Directive: Track down each line that has the word "React" and copy it.
━━━ Dataset excerpts
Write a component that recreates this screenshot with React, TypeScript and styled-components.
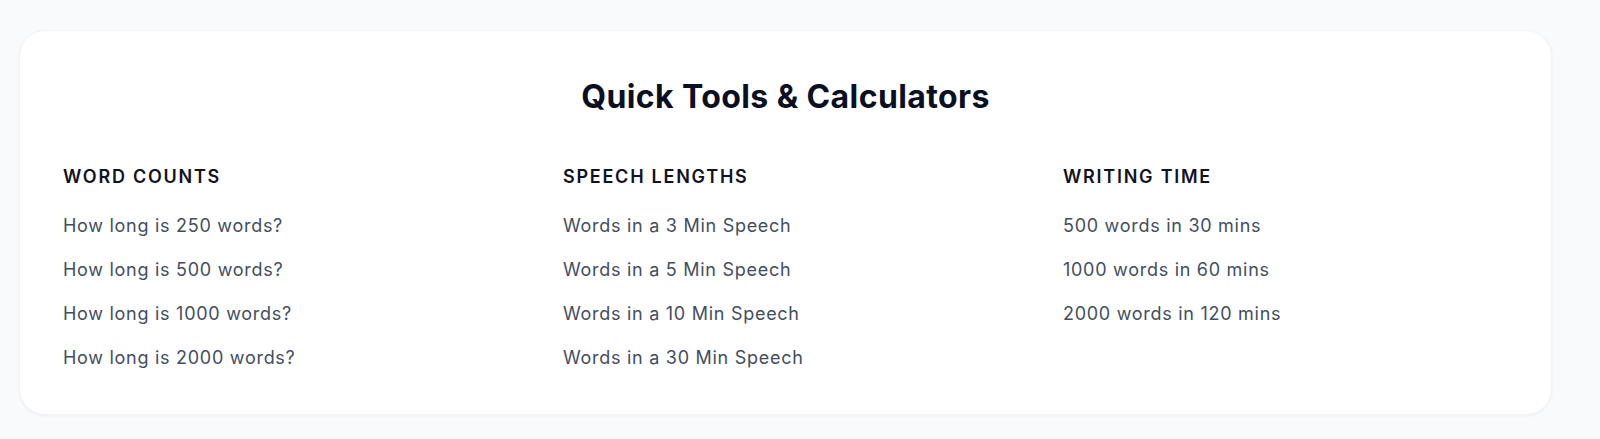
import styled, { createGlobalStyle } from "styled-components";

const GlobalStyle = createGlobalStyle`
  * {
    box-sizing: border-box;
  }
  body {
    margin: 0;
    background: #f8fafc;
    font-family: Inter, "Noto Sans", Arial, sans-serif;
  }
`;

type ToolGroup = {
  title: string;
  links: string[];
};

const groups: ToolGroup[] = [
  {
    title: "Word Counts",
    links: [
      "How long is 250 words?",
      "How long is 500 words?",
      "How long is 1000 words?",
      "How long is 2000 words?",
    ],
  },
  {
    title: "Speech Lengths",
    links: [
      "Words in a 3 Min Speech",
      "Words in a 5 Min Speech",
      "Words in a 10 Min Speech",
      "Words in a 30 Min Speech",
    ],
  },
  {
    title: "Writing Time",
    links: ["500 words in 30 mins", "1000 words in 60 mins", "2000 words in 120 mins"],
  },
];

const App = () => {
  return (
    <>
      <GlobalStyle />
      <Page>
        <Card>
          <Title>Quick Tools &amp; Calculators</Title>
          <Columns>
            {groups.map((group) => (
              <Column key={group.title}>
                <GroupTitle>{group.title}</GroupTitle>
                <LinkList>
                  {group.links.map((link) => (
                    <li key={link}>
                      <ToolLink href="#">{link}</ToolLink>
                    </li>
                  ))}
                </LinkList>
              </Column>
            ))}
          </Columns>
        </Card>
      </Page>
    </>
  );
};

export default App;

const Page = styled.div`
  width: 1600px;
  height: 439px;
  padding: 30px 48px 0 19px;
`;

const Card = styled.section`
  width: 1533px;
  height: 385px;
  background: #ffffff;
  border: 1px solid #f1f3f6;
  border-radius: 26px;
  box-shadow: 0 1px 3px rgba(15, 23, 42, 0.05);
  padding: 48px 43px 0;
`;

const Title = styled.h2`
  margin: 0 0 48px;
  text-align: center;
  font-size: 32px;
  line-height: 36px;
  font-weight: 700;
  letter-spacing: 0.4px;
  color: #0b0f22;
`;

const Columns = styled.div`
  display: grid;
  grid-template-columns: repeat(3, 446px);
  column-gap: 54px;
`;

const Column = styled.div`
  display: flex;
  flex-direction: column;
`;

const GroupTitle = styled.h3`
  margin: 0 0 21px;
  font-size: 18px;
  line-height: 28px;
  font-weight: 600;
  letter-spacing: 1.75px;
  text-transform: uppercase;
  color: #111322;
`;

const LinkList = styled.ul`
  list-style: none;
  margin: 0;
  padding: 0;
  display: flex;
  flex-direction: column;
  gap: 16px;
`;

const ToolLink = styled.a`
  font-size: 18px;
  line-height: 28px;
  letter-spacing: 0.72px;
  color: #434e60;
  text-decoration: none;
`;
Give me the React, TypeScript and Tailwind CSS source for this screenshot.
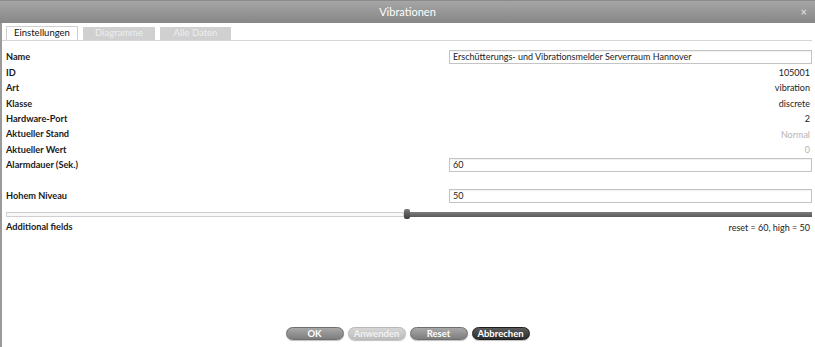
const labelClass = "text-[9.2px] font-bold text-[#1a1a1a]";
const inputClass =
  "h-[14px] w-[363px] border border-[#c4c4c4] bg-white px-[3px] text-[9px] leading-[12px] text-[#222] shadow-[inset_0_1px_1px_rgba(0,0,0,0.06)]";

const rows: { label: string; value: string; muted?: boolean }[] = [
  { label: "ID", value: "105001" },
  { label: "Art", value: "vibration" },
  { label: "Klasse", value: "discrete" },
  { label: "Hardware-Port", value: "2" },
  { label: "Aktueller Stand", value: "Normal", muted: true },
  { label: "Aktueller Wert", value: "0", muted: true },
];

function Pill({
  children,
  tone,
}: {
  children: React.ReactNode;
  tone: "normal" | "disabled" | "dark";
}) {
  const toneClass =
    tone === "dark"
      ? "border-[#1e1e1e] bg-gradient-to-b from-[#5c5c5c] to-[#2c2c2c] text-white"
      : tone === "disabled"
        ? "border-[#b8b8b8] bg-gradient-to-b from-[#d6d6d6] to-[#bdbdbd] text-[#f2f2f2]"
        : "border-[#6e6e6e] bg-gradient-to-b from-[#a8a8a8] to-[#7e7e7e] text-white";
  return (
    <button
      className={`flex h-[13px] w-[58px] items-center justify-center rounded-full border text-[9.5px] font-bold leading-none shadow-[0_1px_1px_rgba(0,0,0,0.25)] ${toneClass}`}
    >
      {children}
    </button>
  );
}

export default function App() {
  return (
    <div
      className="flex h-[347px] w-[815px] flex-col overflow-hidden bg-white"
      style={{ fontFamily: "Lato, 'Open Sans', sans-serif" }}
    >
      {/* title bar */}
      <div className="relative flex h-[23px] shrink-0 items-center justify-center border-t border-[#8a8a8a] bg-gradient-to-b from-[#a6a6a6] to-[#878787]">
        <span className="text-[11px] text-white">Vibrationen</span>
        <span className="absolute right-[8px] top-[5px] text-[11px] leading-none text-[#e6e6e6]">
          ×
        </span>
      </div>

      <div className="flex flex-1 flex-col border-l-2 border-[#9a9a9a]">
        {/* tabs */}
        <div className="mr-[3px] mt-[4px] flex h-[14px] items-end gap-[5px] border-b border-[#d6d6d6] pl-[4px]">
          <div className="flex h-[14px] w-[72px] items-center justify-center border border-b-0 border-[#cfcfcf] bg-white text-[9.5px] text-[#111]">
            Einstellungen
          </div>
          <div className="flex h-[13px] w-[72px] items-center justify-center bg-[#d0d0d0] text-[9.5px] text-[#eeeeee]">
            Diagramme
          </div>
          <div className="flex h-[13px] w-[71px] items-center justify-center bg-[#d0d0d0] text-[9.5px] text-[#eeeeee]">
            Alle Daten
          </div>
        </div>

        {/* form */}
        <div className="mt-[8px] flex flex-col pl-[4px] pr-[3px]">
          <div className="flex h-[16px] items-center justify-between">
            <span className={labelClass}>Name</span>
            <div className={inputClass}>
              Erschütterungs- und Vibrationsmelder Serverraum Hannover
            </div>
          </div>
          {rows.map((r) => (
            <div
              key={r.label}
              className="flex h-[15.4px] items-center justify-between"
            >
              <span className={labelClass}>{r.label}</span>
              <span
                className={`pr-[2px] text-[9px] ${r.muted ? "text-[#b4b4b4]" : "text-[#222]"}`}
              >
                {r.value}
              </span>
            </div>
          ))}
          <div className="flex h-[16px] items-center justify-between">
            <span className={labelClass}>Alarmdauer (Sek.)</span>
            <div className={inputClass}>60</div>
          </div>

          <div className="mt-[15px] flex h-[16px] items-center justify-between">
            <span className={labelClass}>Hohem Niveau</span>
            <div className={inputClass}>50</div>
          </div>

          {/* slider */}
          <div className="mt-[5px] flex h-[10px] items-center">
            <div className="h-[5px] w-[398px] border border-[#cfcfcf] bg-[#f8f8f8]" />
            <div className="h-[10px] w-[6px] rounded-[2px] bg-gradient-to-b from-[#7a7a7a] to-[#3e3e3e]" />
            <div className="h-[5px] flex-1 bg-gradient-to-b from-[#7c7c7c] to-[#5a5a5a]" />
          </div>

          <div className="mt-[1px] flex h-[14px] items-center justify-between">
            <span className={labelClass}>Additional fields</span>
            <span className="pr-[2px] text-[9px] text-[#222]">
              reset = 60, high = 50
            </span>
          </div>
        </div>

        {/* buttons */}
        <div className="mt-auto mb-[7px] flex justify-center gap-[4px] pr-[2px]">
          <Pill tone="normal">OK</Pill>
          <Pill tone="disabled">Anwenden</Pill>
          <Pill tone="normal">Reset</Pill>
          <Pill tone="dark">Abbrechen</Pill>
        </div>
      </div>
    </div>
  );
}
━━━━━━
Final result:
Write a component that recreates this screenshot with React, TypeScript and styled-components.
Give me the React, TypeScript and Tailwind CSS source for this screenshot.
  children: React.ReactNode;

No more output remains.